* begin Provided records *

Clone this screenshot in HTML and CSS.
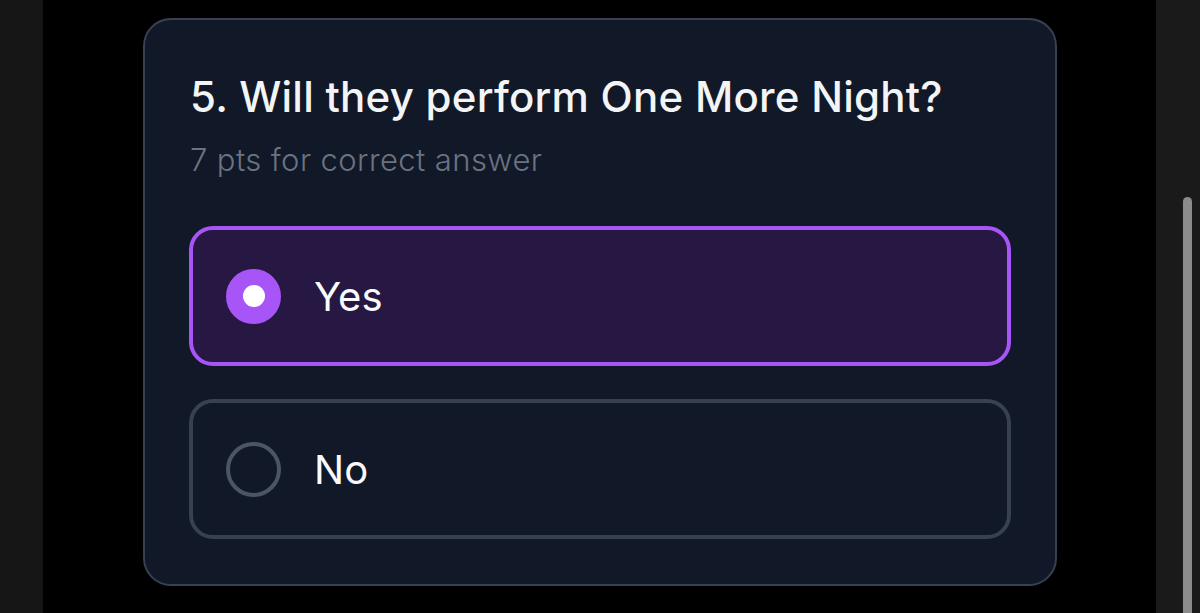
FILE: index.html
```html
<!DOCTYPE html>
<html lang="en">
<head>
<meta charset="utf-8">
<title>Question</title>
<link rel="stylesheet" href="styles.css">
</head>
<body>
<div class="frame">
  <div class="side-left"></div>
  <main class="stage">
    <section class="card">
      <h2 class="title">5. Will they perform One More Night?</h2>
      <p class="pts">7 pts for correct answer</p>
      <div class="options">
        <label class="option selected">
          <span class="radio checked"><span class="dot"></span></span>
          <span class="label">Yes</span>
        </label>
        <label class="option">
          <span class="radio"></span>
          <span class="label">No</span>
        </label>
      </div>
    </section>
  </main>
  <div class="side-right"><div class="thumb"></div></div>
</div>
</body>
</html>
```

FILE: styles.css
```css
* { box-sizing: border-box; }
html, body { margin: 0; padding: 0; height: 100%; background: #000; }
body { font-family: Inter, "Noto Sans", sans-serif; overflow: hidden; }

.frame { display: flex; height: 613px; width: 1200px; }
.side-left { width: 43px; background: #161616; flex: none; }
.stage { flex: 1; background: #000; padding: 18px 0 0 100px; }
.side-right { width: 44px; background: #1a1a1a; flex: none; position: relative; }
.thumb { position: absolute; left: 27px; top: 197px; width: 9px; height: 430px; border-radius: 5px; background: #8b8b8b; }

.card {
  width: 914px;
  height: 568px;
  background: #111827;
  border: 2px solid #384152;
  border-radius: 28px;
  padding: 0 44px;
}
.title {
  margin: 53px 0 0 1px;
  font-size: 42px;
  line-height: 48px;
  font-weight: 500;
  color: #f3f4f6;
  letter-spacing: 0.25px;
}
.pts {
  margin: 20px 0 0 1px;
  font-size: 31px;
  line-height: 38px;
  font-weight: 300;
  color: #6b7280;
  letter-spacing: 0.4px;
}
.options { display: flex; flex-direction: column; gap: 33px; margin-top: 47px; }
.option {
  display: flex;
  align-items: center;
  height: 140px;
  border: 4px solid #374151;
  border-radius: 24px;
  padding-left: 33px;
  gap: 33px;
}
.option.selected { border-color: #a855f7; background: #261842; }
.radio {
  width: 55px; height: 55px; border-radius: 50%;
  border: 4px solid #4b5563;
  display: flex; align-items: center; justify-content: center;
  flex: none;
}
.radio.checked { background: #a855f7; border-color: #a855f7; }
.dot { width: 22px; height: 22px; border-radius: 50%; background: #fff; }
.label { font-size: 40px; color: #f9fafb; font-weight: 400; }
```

* end Provided records *
* begin Provided records *

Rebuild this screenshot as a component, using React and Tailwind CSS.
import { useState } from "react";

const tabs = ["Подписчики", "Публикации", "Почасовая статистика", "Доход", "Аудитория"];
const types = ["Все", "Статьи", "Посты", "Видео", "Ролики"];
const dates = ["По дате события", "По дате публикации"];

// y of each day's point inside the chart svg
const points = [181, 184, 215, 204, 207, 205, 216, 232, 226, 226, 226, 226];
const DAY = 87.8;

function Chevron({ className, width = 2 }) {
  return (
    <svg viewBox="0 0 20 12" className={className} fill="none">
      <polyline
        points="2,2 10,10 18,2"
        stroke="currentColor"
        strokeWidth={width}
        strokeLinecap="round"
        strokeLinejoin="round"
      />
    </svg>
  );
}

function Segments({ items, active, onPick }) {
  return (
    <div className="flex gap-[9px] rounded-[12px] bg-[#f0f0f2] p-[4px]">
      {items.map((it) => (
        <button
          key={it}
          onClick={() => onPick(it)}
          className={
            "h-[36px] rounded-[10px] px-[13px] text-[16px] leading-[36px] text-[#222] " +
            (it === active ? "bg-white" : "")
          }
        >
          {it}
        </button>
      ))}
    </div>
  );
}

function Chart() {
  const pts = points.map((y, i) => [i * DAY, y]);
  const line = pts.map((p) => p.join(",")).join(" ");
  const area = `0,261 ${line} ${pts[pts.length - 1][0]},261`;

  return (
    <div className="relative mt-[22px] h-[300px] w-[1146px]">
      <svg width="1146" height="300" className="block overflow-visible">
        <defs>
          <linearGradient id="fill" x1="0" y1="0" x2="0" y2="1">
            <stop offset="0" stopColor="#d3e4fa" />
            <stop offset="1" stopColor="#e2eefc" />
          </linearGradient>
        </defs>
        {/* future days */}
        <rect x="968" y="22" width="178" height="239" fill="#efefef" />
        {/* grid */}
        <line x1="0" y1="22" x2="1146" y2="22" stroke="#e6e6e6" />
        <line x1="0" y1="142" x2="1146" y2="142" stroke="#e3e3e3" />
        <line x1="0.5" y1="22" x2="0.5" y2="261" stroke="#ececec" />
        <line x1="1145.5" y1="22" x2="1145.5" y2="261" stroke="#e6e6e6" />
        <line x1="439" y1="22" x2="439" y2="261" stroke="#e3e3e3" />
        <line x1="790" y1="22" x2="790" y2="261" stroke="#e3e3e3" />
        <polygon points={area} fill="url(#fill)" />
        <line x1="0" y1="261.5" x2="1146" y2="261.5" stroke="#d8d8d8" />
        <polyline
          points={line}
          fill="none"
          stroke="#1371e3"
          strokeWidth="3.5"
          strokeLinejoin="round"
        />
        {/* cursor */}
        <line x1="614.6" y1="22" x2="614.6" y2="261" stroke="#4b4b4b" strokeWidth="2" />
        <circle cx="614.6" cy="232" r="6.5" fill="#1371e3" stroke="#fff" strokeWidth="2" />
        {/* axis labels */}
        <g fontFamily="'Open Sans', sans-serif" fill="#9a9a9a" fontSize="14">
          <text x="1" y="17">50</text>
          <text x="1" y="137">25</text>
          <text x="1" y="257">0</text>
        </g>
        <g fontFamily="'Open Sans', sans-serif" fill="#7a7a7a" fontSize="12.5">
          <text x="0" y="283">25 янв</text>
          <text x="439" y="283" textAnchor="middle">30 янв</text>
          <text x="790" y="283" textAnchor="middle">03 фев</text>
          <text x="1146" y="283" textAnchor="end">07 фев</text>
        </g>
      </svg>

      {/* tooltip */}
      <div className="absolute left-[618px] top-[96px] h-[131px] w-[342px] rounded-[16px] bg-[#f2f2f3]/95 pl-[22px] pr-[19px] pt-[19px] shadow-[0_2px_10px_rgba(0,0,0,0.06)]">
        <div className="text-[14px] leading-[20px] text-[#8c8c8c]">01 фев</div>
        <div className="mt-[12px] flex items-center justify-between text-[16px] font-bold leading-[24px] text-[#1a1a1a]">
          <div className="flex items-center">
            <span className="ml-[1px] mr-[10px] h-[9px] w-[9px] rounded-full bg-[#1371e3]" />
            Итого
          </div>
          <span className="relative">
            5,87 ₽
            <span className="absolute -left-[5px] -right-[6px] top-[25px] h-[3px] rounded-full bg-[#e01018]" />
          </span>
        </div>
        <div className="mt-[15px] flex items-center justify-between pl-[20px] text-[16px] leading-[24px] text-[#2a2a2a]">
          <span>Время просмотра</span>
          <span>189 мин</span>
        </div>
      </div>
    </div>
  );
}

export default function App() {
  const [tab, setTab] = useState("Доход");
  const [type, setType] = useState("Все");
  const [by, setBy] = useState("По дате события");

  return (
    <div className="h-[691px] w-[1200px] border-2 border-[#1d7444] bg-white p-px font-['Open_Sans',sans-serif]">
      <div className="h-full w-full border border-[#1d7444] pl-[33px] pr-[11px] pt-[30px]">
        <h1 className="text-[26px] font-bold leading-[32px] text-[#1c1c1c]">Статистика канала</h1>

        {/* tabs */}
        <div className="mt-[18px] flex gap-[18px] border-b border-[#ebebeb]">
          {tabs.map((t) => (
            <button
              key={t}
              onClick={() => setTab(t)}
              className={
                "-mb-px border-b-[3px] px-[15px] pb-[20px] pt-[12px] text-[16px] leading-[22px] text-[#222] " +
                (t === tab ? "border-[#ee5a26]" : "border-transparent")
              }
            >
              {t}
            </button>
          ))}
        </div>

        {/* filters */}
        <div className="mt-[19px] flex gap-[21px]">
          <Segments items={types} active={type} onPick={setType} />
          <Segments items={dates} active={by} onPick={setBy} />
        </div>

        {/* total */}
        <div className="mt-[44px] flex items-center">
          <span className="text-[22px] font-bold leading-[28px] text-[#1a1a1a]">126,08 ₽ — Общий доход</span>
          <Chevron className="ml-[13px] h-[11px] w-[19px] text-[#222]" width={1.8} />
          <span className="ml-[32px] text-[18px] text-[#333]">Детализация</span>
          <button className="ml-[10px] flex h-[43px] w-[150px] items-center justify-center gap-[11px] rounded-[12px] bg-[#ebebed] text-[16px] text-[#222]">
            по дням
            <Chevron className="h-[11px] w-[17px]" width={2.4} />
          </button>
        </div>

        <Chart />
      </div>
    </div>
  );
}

* end Provided records *

> _Task goal_
Each line from the one bearing "Rebuild this screenshot" through the one bearing "const DAY = 87.8;" is to be duplicated without change; all remaining lines are to be left out.

> _Exercise output_
Rebuild this screenshot as a component, using React and Tailwind CSS.
import { useState } from "react";

const tabs = ["Подписчики", "Публикации", "Почасовая статистика", "Доход", "Аудитория"];
const types = ["Все", "Статьи", "Посты", "Видео", "Ролики"];
const dates = ["По дате события", "По дате публикации"];

// y of each day's point inside the chart svg
const points = [181, 184, 215, 204, 207, 205, 216, 232, 226, 226, 226, 226];
const DAY = 87.8;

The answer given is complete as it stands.